Compared to Zambezi (Bulldozer FX CPU), Vishera is more like a refresh than a new launch. The Trinity APU that we reviewed a couple of weeks ago features a greater architectural change in both the CPU and the GPU. However, with  Vishera we get a minor tweak of the CPU architecture (Piledriver) in conjunction with a higher clockspeed. This is not a bad thing because Piledriver has improved upon some of the weakness that Bulldozer showed. This, coupled with a higher operating clockspeed, means the Vishera CPU should offer some good performance enhancement over Zambezi.

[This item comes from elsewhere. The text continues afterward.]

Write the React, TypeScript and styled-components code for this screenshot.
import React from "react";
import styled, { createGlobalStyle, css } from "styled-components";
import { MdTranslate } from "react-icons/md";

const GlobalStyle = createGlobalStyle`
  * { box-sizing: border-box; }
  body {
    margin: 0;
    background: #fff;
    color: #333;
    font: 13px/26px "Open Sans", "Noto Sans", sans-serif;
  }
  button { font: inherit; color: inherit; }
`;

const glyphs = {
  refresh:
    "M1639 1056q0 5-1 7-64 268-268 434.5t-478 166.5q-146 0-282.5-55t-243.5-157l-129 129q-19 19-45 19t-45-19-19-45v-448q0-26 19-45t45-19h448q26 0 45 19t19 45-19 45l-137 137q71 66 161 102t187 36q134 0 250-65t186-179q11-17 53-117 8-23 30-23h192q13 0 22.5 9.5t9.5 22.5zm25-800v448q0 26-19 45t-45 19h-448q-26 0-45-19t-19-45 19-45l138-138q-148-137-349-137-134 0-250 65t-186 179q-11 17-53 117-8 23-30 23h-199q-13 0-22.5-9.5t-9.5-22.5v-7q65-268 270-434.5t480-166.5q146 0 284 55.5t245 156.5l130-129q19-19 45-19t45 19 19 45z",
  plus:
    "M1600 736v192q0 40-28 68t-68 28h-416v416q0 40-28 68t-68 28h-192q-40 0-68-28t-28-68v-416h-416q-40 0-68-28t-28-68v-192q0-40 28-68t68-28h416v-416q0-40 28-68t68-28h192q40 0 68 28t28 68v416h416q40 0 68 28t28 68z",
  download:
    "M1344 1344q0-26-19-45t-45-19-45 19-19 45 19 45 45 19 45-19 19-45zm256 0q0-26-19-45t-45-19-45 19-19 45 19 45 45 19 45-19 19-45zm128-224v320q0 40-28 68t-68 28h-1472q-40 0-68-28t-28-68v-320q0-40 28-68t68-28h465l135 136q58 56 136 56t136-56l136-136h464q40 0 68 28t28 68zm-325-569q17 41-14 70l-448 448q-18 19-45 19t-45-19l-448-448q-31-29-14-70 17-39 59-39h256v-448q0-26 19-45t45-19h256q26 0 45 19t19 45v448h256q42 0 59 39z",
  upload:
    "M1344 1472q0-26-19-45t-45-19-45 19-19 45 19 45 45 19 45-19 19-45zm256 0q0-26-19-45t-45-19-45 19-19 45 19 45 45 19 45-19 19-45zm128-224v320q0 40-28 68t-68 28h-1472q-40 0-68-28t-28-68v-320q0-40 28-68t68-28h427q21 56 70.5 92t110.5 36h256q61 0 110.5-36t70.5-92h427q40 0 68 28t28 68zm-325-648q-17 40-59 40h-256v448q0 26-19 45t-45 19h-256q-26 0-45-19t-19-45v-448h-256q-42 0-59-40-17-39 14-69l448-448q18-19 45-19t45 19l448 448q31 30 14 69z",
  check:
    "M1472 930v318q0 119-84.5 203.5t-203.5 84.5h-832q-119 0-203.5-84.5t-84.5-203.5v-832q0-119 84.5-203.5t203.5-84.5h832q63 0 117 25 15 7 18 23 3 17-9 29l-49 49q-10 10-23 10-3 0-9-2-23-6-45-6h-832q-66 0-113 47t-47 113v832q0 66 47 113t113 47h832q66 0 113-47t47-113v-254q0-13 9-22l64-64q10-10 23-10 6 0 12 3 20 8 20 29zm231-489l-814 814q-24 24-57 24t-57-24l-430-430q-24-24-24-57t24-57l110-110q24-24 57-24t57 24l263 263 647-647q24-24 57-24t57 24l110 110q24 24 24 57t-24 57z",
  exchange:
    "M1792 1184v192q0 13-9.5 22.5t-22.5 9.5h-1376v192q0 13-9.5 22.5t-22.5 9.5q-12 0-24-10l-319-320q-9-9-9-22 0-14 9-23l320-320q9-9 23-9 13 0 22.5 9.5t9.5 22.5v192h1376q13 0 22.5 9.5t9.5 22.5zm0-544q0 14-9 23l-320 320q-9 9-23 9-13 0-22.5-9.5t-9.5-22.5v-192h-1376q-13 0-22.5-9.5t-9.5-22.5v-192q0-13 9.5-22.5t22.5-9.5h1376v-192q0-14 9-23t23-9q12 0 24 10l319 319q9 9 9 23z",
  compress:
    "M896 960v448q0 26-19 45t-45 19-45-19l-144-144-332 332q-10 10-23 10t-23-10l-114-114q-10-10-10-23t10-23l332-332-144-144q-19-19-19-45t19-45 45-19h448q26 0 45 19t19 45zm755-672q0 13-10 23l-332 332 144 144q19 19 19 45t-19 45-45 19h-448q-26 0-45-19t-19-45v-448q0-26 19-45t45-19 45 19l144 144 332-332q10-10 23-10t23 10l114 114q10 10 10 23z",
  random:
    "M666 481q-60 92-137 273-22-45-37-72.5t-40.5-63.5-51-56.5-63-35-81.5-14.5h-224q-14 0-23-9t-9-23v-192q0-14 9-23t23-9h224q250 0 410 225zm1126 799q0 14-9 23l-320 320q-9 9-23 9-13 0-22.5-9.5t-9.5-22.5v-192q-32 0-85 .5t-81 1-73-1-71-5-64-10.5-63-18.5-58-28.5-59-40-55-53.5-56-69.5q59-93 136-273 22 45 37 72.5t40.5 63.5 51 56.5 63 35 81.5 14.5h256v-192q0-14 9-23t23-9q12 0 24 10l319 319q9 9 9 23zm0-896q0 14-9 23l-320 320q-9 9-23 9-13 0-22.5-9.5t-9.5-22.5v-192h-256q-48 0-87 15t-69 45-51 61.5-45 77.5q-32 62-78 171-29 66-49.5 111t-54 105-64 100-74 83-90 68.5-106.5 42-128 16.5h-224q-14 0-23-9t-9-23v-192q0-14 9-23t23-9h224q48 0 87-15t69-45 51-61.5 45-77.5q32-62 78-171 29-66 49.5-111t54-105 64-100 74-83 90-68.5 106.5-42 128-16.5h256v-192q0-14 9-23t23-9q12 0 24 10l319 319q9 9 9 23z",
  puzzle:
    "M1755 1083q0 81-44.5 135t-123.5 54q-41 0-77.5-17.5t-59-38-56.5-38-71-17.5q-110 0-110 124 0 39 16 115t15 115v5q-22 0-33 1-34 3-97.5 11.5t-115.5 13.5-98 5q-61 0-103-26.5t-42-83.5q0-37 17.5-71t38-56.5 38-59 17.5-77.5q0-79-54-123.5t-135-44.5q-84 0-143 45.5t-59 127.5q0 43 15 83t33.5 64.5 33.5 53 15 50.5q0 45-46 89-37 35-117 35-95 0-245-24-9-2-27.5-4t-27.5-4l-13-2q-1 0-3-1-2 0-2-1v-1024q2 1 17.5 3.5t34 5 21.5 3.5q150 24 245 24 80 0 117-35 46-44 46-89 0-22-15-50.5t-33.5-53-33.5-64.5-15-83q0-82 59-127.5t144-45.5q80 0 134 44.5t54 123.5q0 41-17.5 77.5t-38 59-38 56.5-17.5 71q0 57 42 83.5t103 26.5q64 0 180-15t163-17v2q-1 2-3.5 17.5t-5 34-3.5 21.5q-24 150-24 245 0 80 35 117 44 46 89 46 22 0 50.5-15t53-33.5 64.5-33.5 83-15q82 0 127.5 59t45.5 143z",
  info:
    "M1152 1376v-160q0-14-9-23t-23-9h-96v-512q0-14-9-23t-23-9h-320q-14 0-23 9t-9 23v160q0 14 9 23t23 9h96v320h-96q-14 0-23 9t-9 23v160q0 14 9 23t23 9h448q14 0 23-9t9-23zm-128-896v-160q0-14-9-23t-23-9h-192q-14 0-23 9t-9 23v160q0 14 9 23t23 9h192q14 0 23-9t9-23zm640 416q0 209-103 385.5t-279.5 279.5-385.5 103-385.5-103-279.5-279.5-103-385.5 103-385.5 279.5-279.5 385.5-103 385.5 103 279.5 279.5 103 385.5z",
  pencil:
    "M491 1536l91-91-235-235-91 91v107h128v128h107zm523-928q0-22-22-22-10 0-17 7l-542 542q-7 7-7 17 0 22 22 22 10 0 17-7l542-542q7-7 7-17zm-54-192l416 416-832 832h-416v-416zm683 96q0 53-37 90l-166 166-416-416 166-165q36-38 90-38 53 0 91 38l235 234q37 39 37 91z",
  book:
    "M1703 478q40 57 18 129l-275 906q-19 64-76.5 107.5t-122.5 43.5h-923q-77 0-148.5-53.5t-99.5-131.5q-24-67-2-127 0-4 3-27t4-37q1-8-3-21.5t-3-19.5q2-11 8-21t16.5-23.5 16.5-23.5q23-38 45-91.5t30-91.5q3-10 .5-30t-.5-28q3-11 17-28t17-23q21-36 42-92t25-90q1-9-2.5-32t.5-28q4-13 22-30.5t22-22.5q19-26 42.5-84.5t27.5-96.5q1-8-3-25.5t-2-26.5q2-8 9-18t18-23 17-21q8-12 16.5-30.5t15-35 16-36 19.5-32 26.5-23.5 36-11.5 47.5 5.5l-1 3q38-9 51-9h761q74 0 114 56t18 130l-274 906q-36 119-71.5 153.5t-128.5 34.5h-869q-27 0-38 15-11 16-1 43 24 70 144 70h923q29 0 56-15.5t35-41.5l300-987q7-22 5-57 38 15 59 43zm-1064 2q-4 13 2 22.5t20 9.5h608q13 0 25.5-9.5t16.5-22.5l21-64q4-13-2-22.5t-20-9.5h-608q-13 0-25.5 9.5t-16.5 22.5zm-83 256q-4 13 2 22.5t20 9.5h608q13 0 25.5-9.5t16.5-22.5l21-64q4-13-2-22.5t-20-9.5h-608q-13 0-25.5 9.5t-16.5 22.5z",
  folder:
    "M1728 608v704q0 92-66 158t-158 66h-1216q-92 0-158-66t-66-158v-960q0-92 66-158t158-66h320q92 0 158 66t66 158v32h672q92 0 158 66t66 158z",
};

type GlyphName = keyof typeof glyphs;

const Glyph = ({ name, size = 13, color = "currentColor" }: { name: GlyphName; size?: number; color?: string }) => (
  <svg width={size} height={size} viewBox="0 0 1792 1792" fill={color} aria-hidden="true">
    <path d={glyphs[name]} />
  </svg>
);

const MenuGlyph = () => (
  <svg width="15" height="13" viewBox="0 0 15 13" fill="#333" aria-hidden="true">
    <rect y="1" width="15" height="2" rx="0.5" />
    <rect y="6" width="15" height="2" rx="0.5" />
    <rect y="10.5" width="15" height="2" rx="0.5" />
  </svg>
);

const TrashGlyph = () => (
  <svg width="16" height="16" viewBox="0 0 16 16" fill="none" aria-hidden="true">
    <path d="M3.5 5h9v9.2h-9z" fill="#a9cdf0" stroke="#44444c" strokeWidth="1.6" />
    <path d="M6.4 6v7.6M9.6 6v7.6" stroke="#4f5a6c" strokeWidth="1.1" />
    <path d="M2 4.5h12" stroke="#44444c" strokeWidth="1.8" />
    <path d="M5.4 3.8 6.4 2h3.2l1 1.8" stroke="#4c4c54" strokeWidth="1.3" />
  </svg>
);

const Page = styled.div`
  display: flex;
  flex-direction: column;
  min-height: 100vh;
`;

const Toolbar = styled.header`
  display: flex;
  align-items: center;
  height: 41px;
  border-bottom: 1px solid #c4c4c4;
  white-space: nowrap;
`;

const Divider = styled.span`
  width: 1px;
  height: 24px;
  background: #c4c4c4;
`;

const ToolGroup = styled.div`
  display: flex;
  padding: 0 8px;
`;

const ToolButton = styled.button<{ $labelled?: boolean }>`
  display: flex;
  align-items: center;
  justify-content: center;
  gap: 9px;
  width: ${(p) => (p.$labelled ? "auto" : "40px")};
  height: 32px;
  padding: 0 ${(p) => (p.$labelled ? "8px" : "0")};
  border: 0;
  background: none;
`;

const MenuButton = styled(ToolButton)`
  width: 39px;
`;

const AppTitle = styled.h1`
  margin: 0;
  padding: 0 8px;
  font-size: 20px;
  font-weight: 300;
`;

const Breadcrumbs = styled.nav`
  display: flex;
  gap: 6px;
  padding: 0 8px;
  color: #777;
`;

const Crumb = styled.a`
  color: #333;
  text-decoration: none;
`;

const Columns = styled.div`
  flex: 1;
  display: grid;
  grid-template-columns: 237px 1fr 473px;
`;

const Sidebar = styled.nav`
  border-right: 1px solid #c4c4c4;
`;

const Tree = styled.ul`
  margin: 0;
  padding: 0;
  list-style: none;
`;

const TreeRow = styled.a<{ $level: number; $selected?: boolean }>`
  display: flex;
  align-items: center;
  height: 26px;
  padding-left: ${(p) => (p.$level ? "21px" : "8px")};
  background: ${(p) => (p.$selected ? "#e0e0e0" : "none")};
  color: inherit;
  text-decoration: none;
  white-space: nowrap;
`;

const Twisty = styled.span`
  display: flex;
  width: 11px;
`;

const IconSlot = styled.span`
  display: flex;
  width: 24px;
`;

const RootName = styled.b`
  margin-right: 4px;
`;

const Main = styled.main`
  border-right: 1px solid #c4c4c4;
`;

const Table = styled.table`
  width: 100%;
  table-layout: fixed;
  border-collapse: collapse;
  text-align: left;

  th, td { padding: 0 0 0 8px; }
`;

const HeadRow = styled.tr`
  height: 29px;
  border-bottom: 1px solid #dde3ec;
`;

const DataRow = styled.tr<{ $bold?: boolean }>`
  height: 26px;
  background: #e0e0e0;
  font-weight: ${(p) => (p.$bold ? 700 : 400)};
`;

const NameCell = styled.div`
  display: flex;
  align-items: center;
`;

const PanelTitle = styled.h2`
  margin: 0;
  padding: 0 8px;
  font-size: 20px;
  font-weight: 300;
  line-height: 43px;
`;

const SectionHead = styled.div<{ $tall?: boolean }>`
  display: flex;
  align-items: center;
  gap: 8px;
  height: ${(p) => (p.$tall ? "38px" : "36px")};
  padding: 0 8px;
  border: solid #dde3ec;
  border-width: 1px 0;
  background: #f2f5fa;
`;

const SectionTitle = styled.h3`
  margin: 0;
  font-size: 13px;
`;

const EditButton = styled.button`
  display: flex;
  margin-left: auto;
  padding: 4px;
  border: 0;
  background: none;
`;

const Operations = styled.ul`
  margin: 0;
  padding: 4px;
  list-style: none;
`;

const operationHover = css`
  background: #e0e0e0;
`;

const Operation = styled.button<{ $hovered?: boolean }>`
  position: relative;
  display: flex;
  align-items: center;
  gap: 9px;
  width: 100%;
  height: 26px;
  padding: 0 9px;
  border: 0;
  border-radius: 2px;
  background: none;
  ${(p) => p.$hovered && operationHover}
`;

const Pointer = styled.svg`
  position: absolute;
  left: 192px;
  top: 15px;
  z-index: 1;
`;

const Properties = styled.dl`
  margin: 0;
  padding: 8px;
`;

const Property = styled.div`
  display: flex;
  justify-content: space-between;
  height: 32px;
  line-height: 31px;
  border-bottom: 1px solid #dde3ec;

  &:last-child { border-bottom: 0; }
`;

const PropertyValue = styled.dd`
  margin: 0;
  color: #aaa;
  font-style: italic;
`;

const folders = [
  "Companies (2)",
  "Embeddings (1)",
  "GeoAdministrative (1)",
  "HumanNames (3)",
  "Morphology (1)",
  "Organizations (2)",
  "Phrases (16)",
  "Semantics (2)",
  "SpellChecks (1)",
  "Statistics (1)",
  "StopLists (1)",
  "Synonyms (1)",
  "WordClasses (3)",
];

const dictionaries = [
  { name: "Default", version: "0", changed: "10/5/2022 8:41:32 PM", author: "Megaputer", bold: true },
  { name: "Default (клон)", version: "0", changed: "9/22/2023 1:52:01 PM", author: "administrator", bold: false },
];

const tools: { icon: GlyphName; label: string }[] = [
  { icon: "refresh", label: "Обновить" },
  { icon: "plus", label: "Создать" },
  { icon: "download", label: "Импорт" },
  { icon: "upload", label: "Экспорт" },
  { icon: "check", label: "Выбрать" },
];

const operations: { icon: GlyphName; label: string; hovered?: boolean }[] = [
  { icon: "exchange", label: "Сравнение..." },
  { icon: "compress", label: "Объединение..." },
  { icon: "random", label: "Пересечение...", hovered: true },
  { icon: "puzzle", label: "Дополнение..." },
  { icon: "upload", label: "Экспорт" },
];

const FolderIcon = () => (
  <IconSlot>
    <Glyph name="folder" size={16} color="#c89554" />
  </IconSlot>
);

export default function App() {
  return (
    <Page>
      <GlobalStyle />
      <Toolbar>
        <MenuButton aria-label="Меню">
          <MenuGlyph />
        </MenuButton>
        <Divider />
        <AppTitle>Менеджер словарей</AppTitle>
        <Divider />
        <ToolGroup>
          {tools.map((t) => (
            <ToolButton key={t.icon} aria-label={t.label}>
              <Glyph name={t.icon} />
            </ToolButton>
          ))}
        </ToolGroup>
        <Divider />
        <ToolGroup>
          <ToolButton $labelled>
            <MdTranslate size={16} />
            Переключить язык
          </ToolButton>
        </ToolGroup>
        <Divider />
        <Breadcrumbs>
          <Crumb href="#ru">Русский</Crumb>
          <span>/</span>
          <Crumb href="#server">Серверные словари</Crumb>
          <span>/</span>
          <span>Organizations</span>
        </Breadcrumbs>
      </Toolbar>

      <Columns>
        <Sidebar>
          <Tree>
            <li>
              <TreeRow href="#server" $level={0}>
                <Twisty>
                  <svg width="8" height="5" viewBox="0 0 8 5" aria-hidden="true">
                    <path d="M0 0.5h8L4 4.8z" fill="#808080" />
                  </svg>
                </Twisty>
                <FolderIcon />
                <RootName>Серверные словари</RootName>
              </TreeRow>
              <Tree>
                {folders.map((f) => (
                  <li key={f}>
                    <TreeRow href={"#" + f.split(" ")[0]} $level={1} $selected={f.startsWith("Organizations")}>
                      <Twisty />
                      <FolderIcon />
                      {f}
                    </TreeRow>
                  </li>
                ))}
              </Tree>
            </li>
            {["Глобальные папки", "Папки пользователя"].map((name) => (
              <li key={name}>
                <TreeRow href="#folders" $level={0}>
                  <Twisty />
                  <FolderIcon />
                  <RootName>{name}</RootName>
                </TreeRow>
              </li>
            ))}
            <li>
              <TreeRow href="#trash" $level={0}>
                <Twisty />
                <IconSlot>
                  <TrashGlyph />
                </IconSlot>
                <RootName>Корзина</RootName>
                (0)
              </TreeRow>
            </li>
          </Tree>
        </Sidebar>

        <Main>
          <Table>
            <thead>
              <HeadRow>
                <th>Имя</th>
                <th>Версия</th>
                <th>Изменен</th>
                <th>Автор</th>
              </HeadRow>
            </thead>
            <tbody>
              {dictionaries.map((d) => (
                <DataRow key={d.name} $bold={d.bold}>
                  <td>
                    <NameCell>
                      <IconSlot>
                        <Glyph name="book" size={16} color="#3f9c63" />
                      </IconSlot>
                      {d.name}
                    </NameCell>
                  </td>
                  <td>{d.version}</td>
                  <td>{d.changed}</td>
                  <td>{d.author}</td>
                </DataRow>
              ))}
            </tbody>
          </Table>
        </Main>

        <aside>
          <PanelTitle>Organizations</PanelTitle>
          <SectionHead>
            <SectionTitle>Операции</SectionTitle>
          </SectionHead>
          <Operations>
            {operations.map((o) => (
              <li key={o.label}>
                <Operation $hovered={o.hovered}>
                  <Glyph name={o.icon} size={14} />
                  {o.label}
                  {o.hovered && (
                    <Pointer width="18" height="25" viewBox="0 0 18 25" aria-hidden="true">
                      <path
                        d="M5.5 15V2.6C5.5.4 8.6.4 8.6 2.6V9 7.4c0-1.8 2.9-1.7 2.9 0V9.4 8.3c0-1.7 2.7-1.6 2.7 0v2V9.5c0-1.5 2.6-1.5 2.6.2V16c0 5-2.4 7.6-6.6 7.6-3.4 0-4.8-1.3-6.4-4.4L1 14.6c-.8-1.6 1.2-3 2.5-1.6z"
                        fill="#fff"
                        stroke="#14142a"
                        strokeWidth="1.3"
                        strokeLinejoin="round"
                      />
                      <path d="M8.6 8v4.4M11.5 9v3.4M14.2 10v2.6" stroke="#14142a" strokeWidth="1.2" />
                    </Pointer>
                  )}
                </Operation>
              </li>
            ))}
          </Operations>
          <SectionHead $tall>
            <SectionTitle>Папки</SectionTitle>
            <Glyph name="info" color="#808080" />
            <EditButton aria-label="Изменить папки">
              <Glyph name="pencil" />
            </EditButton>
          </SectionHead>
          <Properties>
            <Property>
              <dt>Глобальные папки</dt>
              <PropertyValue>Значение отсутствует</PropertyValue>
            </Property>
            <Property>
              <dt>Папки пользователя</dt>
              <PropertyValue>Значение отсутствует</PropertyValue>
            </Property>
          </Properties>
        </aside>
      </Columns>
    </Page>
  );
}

Piledriver: Enhanced Bulldozer

Major microarchitectural change is always a challenge in the in the PC industry. Something that looks great on paper may not always translate into real-world performance. Part of problem is that while the hardware maybe capable of doing great work, software that can really take advantage of that potential may not exist in the mass market. AMD’s Bulldozer suffered due to the lack of proper software support. Many desktop applications like games are simply not threaded heavily enough to fully take advantage of the eight integer cores. Bulldozer suffered a bit of split personality: it excelled in the heavily threaded tasks like video transcoding, 3D Modeling, and data encryption, but at the same time it failed in the lightly threaded tasks.

Unfortunately for AMD, waiting for the software manufacturers to catch up is impractical: it could take a long time for software makers to release updates to fully utilize all of Bulldozer’s cores. Such a delay would be costly, especially since Intel already has better performance with the existing software. Thus, AMD has to fix what is not working properly on Bulldozer and find a way to improve its performance. What we get as a result is Piledriver.  

By now, we’re sure most of you already heard about Piledriver, the enhanced Bulldozer. Piledriver has improved many of Bulldozer’s weakness. Inside the Vishera is the same Piledriver module that is found on the mobile and desktop APU that we reviewed. It is still built based on the same 32nm SOI with 1.2 billion transistors on 315 mm2 die area. Like Buldozer, Piledriver has the same module design with two integer units plus one float unit unit share other resources. 

While “Piledriver” is still based on the same architecture and module design of Bulldozer, it has improved significantly over Bulldozer. The picture above shows what improvement and enhancements AMD has done on Piledriver. AMD has improved on the branch prediction, scheduling, and the hardware pre-fetcher. Together, these will help Piledriver to improve on its instructions per clock. By keeping it more streamlined, Piledriver offers approximately a 10 to 15% improvement over Bulldozer. 

As you may recall, one of the problems with Bulldozer is that its single-threaded performance was not only slower compared to Sandy Bridge but also is slower than AMD’s outgoing K10.5 Phenom II CPUs. As a result, in lightly threaded applications, Bulldozer is simply slower than AMD’s older CPU despite its better multi-thread performance. The enhancement that AMD has done with the Piledriver and the higher operational clockspeed should help AMD to deliver at least the same single-thread performance as its older CPU. 

The memory controller has not been changed on Vishera: it still supports DDR3-1866 speeds. The controller supports DDR3 up to 64GB. In addition to the performance enhancement, AMD also adds two new ISA instruction sets: FMA3 and F16C. Bulldozer already supported FMA4 and with the addition to the FMA3, Piledriver is first CPU with such support as Intel won’t add FMA3 until Haswell.